Write out every single entry exactly.

** BEGIN Dataset excerpts **

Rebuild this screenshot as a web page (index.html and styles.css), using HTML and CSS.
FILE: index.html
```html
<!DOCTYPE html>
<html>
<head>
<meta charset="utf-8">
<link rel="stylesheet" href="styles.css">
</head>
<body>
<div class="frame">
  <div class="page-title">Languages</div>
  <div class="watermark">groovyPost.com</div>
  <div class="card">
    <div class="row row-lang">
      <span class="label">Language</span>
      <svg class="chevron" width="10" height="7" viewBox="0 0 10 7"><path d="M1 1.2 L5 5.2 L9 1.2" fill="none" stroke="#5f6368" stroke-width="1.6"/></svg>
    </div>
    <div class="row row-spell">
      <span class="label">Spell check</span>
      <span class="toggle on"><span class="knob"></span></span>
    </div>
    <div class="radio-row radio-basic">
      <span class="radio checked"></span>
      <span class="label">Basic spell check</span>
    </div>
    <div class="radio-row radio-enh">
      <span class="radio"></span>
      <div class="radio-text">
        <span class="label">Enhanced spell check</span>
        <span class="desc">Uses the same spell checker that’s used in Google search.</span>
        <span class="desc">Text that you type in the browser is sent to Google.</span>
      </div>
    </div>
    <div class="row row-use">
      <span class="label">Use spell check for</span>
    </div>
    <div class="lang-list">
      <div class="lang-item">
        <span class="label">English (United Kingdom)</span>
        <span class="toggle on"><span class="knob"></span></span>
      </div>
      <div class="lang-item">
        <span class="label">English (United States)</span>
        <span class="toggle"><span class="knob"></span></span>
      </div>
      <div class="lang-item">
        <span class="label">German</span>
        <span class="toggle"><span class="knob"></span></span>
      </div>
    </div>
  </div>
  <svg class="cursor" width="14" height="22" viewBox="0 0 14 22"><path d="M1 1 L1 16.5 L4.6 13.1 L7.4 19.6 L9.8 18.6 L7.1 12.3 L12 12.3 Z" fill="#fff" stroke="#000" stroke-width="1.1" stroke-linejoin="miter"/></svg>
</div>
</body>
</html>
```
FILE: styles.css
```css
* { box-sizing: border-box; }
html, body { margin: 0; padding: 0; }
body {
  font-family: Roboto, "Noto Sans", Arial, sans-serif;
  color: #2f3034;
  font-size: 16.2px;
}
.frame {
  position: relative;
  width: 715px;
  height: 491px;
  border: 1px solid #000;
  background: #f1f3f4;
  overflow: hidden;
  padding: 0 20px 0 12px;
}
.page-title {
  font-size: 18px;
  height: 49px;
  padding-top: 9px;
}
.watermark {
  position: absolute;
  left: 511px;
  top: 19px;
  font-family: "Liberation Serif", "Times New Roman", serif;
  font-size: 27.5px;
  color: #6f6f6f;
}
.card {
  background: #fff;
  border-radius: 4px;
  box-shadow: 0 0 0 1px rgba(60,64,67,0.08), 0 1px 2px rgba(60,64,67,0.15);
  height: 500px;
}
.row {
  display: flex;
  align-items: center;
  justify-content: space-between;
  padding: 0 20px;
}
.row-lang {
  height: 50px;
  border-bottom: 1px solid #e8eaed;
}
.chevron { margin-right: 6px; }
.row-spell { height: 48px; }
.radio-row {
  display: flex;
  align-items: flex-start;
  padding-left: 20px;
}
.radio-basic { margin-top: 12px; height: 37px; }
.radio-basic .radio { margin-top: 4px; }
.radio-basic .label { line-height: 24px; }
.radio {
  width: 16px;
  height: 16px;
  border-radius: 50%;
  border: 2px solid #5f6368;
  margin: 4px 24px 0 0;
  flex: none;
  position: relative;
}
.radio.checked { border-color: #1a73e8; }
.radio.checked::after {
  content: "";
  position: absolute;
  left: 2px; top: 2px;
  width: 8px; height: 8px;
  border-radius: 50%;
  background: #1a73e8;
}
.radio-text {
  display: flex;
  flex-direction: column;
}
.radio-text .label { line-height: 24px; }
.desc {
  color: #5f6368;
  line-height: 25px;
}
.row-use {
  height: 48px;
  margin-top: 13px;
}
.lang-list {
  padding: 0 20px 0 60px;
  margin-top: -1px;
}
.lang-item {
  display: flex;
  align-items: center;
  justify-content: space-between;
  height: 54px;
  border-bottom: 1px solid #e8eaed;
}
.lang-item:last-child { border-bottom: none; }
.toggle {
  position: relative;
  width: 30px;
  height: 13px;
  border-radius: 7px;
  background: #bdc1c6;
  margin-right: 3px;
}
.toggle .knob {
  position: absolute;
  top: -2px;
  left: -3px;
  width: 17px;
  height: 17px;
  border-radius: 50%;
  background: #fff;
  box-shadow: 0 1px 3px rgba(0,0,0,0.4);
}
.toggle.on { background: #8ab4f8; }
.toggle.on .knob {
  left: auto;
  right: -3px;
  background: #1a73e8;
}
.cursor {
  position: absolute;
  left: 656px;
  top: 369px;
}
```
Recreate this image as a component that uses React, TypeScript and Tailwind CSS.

** END Dataset excerpts **

= Solution for this exercise =
Rebuild this screenshot as a web page (index.html and styles.css), using HTML and CSS.
FILE: index.html
```html
<!DOCTYPE html>
<html>
<head>
<meta charset="utf-8">
<link rel="stylesheet" href="styles.css">
</head>
<body>
<div class="frame">
  <div class="page-title">Languages</div>
  <div class="watermark">groovyPost.com</div>
  <div class="card">
    <div class="row row-lang">
      <span class="label">Language</span>
      <svg class="chevron" width="10" height="7" viewBox="0 0 10 7"><path d="M1 1.2 L5 5.2 L9 1.2" fill="none" stroke="#5f6368" stroke-width="1.6"/></svg>
    </div>
    <div class="row row-spell">
      <span class="label">Spell check</span>
      <span class="toggle on"><span class="knob"></span></span>
    </div>
    <div class="radio-row radio-basic">
      <span class="radio checked"></span>
      <span class="label">Basic spell check</span>
    </div>
    <div class="radio-row radio-enh">
      <span class="radio"></span>
      <div class="radio-text">
        <span class="label">Enhanced spell check</span>
        <span class="desc">Uses the same spell checker that’s used in Google search.</span>
        <span class="desc">Text that you type in the browser is sent to Google.</span>
      </div>
    </div>
    <div class="row row-use">
      <span class="label">Use spell check for</span>
    </div>
    <div class="lang-list">
      <div class="lang-item">
        <span class="label">English (United Kingdom)</span>
        <span class="toggle on"><span class="knob"></span></span>
      </div>
      <div class="lang-item">
        <span class="label">English (United States)</span>
        <span class="toggle"><span class="knob"></span></span>
      </div>
      <div class="lang-item">
        <span class="label">German</span>
        <span class="toggle"><span class="knob"></span></span>
      </div>
    </div>
  </div>
  <svg class="cursor" width="14" height="22" viewBox="0 0 14 22"><path d="M1 1 L1 16.5 L4.6 13.1 L7.4 19.6 L9.8 18.6 L7.1 12.3 L12 12.3 Z" fill="#fff" stroke="#000" stroke-width="1.1" stroke-linejoin="miter"/></svg>
</div>
</body>
</html>
```
FILE: styles.css
```css
* { box-sizing: border-box; }
html, body { margin: 0; padding: 0; }
body {
  font-family: Roboto, "Noto Sans", Arial, sans-serif;
  color: #2f3034;
  font-size: 16.2px;
}
.frame {
  position: relative;
  width: 715px;
  height: 491px;
  border: 1px solid #000;
  background: #f1f3f4;
  overflow: hidden;
  padding: 0 20px 0 12px;
}
.page-title {
  font-size: 18px;
  height: 49px;
  padding-top: 9px;
}
.watermark {
  position: absolute;
  left: 511px;
  top: 19px;
  font-family: "Liberation Serif", "Times New Roman", serif;
  font-size: 27.5px;
  color: #6f6f6f;
}
.card {
  background: #fff;
  border-radius: 4px;
  box-shadow: 0 0 0 1px rgba(60,64,67,0.08), 0 1px 2px rgba(60,64,67,0.15);
  height: 500px;
}
.row {
  display: flex;
  align-items: center;
  justify-content: space-between;
  padding: 0 20px;
}
.row-lang {
  height: 50px;
  border-bottom: 1px solid #e8eaed;
}
.chevron { margin-right: 6px; }
.row-spell { height: 48px; }
.radio-row {
  display: flex;
  align-items: flex-start;
  padding-left: 20px;
}
.radio-basic { margin-top: 12px; height: 37px; }
.radio-basic .radio { margin-top: 4px; }
.radio-basic .label { line-height: 24px; }
.radio {
  width: 16px;
  height: 16px;
  border-radius: 50%;
  border: 2px solid #5f6368;
  margin: 4px 24px 0 0;
  flex: none;
  position: relative;
}
.radio.checked { border-color: #1a73e8; }
.radio.checked::after {
  content: "";
  position: absolute;
  left: 2px; top: 2px;
  width: 8px; height: 8px;
  border-radius: 50%;
  background: #1a73e8;
}
.radio-text {
  display: flex;
  flex-direction: column;
}
.radio-text .label { line-height: 24px; }
.desc {
  color: #5f6368;
  line-height: 25px;
}
.row-use {
  height: 48px;
  margin-top: 13px;
}
.lang-list {
  padding: 0 20px 0 60px;
  margin-top: -1px;
}
.lang-item {
  display: flex;
  align-items: center;
  justify-content: space-between;
  height: 54px;
  border-bottom: 1px solid #e8eaed;
}
.lang-item:last-child { border-bottom: none; }
.toggle {
  position: relative;
  width: 30px;
  height: 13px;
  border-radius: 7px;
  background: #bdc1c6;
  margin-right: 3px;
}
.toggle .knob {
  position: absolute;
  top: -2px;
  left: -3px;
  width: 17px;
  height: 17px;
  border-radius: 50%;
  background: #fff;
  box-shadow: 0 1px 3px rgba(0,0,0,0.4);
}
.toggle.on { background: #8ab4f8; }
.toggle.on .knob {
  left: auto;
  right: -3px;
  background: #1a73e8;
}
.cursor {
  position: absolute;
  left: 656px;
  top: 369px;
}
```
Recreate this image as a component that uses React, TypeScript and Tailwind CSS.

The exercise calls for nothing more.